"""
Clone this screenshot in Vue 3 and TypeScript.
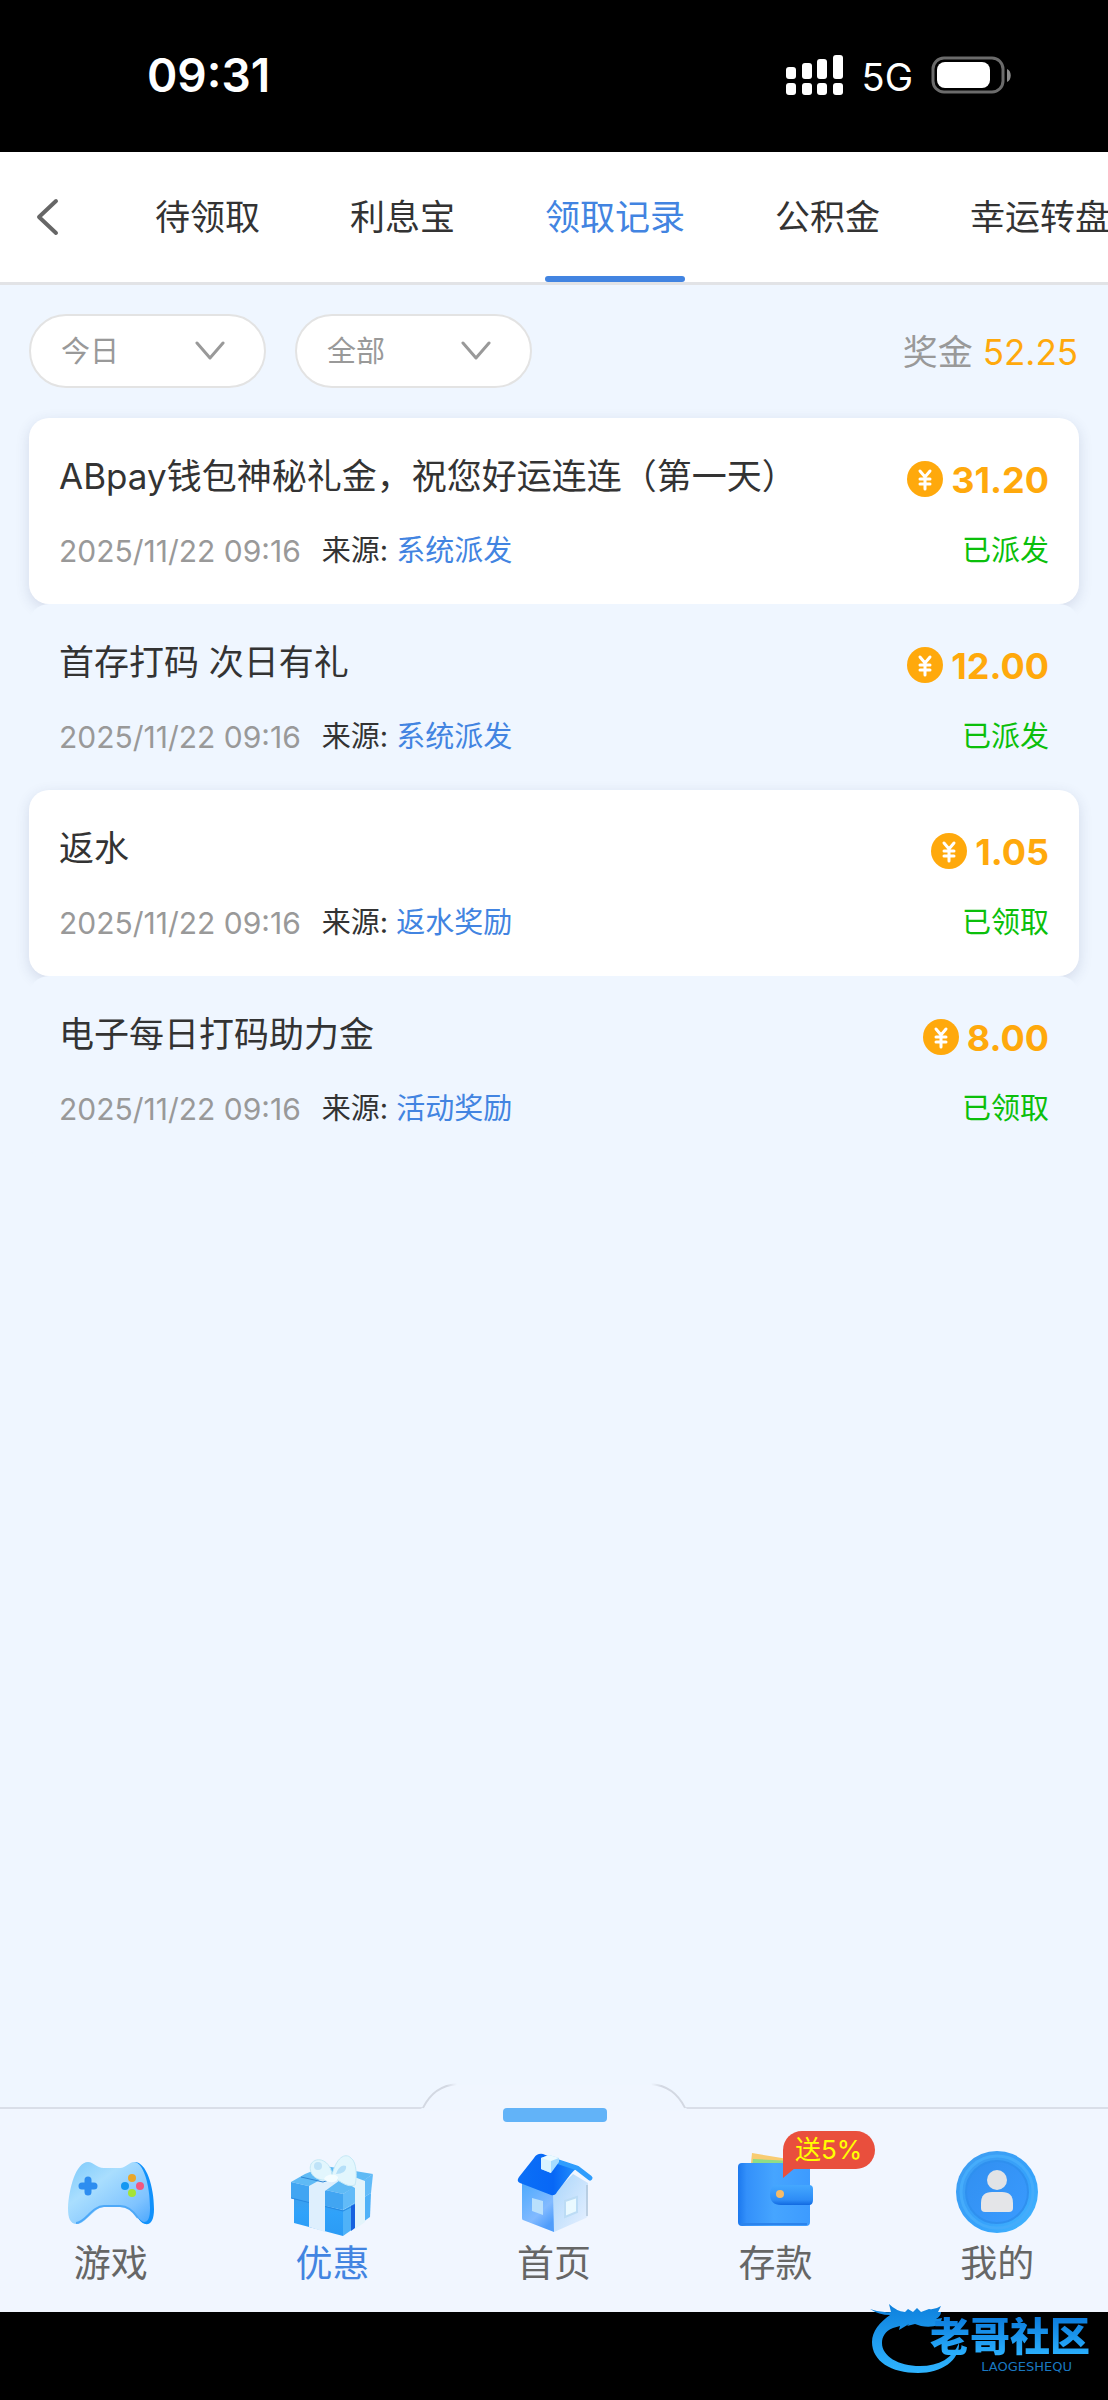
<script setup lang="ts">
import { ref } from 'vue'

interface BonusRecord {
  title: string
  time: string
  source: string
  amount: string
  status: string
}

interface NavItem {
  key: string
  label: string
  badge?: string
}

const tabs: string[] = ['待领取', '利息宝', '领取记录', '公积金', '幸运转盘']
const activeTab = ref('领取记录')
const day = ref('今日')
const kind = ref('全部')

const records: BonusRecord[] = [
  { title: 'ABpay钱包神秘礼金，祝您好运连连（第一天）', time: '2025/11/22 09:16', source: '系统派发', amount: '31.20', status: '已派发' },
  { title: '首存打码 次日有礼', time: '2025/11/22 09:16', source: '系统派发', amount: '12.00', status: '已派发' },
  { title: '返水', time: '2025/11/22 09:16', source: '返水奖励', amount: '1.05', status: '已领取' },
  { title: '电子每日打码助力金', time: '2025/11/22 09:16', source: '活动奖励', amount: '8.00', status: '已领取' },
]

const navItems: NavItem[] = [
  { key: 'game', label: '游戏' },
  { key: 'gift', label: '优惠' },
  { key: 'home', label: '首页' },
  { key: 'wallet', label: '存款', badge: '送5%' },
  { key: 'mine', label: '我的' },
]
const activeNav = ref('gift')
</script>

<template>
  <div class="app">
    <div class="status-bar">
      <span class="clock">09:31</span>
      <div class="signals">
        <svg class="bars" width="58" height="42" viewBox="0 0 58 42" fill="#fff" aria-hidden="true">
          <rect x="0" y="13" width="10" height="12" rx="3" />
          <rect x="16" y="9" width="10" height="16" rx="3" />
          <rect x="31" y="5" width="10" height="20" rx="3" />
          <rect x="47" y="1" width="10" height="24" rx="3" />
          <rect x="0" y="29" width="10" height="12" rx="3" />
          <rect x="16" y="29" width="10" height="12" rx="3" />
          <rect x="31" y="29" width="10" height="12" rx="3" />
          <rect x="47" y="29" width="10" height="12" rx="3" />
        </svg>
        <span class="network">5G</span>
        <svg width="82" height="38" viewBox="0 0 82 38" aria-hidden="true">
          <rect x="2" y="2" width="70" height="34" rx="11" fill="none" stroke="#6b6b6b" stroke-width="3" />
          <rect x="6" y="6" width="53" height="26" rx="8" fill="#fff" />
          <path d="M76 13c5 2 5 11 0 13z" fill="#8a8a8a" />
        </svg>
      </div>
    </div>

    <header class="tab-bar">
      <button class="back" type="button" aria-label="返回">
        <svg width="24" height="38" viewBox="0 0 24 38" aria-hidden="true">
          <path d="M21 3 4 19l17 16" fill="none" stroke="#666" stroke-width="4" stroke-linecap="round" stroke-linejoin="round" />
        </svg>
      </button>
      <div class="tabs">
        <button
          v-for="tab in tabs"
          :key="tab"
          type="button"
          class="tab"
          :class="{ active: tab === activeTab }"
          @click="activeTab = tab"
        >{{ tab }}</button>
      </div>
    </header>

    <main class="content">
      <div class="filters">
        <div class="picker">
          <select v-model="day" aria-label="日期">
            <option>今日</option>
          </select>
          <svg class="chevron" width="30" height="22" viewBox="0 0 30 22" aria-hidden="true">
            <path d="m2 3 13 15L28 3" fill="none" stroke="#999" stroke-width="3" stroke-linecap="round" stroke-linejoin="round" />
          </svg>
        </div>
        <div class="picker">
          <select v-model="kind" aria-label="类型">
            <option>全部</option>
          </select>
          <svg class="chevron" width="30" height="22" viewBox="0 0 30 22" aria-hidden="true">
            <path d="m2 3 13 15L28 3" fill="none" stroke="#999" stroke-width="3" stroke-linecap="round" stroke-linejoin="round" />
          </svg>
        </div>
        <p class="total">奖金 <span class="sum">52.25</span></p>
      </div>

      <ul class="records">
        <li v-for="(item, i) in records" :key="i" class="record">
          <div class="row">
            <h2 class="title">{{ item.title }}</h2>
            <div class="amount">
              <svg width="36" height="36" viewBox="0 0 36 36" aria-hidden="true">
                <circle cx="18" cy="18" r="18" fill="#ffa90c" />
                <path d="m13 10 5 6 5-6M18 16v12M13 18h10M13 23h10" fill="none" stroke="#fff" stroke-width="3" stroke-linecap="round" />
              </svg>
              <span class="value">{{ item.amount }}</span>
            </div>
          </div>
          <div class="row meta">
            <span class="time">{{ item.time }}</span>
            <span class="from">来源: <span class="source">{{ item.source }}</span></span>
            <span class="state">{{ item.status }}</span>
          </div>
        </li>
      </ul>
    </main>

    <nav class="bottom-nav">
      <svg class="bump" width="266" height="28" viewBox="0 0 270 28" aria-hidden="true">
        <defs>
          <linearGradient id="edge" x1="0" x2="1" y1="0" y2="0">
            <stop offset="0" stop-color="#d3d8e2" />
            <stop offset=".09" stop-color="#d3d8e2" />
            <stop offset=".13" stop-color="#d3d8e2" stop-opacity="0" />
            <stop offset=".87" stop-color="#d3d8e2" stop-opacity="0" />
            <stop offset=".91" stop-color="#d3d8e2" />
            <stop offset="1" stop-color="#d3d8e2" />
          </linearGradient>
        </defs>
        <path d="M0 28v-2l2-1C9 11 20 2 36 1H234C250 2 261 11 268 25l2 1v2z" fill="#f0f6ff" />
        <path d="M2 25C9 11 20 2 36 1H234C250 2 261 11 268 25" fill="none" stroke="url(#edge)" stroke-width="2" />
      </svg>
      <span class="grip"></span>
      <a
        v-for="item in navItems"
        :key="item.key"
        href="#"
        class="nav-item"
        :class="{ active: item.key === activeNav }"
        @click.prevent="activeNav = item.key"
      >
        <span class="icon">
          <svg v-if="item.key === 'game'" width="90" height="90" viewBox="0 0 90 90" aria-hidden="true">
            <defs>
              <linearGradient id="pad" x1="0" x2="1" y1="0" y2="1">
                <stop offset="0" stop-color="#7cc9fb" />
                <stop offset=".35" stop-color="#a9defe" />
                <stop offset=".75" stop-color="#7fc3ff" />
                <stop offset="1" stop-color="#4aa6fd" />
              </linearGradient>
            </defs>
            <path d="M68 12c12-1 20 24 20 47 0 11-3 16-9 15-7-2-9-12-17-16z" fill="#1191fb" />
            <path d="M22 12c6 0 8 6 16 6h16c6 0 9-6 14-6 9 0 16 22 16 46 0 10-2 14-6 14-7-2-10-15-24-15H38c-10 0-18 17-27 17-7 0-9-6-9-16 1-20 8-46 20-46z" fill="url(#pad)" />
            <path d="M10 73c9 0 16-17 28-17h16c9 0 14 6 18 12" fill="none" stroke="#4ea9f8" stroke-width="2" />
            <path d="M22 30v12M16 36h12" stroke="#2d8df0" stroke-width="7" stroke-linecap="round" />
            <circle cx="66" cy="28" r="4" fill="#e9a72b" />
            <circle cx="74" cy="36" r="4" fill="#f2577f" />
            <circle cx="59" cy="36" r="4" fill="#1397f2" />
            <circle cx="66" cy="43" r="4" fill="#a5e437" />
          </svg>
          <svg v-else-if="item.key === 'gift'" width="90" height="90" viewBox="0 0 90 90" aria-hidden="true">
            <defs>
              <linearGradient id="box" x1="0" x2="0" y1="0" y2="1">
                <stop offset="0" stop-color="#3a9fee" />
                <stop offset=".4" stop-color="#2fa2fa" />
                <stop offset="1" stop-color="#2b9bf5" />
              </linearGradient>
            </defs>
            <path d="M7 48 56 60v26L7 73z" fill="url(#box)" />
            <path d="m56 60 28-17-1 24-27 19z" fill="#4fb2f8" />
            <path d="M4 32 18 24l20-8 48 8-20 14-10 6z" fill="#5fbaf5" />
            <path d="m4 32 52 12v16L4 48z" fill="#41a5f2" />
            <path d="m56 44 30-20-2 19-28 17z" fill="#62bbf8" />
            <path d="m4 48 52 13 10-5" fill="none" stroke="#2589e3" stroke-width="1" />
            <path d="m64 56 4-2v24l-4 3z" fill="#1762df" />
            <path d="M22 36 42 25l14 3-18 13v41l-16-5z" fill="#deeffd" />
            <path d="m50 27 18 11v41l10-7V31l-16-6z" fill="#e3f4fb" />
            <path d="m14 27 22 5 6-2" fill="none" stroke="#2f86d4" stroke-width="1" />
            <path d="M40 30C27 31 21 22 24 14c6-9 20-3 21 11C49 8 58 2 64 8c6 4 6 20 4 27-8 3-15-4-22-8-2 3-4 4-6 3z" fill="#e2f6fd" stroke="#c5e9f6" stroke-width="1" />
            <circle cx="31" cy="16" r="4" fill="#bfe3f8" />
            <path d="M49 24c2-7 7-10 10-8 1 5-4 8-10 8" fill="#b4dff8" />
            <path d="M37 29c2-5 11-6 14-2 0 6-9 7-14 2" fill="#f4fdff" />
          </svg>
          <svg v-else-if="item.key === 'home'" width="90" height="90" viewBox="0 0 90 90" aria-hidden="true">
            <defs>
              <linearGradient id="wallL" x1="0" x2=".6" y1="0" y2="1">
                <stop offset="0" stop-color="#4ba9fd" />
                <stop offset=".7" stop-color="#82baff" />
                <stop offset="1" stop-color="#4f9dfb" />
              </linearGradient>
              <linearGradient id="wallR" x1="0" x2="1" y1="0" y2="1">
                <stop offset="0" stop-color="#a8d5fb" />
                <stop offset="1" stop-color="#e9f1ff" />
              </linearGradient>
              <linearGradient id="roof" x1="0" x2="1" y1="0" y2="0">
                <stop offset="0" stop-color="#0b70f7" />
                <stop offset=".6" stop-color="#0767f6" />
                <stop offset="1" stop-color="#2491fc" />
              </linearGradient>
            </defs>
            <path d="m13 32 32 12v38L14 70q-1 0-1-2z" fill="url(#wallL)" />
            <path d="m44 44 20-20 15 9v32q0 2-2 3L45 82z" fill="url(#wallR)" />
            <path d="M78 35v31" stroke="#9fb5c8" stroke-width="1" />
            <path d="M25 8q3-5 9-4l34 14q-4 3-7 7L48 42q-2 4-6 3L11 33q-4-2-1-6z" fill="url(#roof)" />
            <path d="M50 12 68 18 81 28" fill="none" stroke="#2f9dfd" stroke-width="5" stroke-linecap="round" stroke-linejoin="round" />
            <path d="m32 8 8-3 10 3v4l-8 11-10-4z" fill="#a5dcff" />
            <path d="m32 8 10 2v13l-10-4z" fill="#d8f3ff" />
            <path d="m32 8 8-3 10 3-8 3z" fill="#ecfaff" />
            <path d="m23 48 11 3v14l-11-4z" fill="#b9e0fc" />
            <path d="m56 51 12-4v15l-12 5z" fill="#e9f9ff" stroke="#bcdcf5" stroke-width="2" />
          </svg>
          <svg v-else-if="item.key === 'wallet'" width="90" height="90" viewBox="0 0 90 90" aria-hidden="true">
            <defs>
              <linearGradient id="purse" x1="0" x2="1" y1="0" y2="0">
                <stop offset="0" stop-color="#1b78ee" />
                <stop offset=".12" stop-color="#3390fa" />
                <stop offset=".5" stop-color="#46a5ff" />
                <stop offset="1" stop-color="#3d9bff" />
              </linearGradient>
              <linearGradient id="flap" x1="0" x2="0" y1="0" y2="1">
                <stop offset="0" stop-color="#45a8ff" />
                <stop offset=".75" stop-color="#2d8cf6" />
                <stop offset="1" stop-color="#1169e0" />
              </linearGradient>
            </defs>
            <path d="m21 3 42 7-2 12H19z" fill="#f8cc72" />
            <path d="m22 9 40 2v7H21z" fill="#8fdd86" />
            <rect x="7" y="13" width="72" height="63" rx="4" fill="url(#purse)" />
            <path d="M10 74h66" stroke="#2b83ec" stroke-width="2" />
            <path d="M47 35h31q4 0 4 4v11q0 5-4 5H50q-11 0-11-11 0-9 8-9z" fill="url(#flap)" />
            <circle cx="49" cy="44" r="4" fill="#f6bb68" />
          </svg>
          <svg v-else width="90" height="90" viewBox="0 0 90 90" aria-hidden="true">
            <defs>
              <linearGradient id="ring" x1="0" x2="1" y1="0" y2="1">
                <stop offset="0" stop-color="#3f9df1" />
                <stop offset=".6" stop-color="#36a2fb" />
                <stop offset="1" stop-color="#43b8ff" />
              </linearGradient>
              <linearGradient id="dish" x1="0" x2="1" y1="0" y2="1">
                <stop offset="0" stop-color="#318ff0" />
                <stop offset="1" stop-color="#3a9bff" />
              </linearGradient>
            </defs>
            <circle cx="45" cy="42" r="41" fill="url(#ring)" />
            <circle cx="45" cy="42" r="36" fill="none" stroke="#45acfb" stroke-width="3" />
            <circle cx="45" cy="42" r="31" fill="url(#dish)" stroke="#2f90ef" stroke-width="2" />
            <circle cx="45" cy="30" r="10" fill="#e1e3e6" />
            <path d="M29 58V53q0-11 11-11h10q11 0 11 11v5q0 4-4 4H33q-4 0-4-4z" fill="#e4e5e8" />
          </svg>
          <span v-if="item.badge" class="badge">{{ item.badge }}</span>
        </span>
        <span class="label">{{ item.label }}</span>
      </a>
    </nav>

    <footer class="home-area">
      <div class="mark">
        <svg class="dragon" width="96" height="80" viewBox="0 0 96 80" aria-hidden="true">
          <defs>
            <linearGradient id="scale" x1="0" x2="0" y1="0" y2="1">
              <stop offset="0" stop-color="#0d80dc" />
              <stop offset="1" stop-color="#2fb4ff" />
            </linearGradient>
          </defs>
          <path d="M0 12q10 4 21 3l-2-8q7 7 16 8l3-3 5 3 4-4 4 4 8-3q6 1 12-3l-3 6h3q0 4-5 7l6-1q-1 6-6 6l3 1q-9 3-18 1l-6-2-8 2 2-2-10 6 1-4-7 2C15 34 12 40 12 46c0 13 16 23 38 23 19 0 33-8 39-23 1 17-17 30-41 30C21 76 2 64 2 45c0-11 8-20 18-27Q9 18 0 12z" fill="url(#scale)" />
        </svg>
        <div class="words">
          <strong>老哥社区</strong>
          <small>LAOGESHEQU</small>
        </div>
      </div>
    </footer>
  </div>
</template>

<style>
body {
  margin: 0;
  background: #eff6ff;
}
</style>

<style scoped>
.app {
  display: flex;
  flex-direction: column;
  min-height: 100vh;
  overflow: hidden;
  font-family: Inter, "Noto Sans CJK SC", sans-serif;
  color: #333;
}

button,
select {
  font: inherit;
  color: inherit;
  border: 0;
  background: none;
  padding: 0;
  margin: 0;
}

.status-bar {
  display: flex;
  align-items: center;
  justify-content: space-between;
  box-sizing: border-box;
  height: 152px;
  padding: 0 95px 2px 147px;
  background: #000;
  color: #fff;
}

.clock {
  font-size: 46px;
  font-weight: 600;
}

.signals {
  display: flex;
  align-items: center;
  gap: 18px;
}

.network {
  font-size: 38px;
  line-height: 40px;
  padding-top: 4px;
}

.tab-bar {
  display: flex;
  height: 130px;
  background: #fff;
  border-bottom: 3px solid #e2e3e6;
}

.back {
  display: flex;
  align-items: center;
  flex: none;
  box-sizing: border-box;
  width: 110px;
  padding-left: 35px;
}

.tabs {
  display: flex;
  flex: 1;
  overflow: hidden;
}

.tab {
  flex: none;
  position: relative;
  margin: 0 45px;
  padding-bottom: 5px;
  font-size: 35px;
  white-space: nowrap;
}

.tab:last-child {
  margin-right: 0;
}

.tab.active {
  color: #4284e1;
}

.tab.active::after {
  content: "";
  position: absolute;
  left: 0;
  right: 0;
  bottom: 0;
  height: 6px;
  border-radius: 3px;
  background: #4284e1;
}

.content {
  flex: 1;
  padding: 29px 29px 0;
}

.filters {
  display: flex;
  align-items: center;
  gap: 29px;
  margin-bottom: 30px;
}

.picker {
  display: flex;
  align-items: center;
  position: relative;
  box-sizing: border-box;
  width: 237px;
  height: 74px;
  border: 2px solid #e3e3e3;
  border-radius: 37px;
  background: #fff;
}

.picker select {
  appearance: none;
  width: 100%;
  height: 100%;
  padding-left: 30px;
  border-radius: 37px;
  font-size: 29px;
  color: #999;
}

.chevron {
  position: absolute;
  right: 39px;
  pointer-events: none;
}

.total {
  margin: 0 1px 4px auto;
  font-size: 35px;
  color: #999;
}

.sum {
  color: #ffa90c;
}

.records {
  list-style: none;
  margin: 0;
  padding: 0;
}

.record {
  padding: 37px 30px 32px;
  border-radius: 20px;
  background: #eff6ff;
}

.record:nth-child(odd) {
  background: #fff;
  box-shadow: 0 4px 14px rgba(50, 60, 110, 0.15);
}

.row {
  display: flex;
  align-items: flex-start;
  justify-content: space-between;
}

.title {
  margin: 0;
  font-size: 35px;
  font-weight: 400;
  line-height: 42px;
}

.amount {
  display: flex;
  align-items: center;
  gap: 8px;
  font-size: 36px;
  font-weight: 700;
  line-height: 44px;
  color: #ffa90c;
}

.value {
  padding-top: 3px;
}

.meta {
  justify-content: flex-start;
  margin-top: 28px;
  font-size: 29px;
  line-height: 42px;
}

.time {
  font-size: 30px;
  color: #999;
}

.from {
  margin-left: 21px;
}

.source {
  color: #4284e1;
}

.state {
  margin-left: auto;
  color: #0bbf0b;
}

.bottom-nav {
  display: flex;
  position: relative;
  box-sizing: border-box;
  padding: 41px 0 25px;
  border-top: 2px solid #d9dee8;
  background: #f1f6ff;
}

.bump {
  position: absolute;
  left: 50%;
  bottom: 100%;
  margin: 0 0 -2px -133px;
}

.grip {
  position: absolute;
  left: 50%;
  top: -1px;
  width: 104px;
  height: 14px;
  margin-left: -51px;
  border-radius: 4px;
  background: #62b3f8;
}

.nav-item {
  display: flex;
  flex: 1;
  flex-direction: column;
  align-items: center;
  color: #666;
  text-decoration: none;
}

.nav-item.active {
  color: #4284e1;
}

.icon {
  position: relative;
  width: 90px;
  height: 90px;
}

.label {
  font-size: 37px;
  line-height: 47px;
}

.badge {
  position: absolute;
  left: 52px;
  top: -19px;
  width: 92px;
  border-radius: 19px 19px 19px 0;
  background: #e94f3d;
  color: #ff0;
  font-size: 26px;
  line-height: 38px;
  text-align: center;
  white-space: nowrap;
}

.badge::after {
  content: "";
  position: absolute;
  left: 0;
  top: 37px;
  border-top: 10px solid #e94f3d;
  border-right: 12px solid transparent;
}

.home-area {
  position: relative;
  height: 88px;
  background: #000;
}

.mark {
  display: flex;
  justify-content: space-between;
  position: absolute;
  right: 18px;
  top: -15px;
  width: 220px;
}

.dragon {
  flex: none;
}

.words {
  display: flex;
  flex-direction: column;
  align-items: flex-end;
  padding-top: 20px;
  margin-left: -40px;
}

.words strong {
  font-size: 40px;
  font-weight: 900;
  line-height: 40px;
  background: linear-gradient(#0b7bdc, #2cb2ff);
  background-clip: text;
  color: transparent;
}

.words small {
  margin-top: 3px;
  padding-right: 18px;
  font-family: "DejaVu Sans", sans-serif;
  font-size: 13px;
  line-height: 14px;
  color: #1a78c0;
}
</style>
"""
* **EXERCISE GOAL**:
Go from the first line of the listing to the line holding "const kind = ref('全部')" and, please, transcribe those lines exactly, both included, with no pictures.

* **COMPLETE OUTPUT**:
Clone this screenshot in Vue 3 and TypeScript.
<script setup lang="ts">
import { ref } from 'vue'

interface BonusRecord {
  title: string
  time: string
  source: string
  amount: string
  status: string
}

interface NavItem {
  key: string
  label: string
  badge?: string
}

const tabs: string[] = ['待领取', '利息宝', '领取记录', '公积金', '幸运转盘']
const activeTab = ref('领取记录')
const day = ref('今日')
const kind = ref('全部')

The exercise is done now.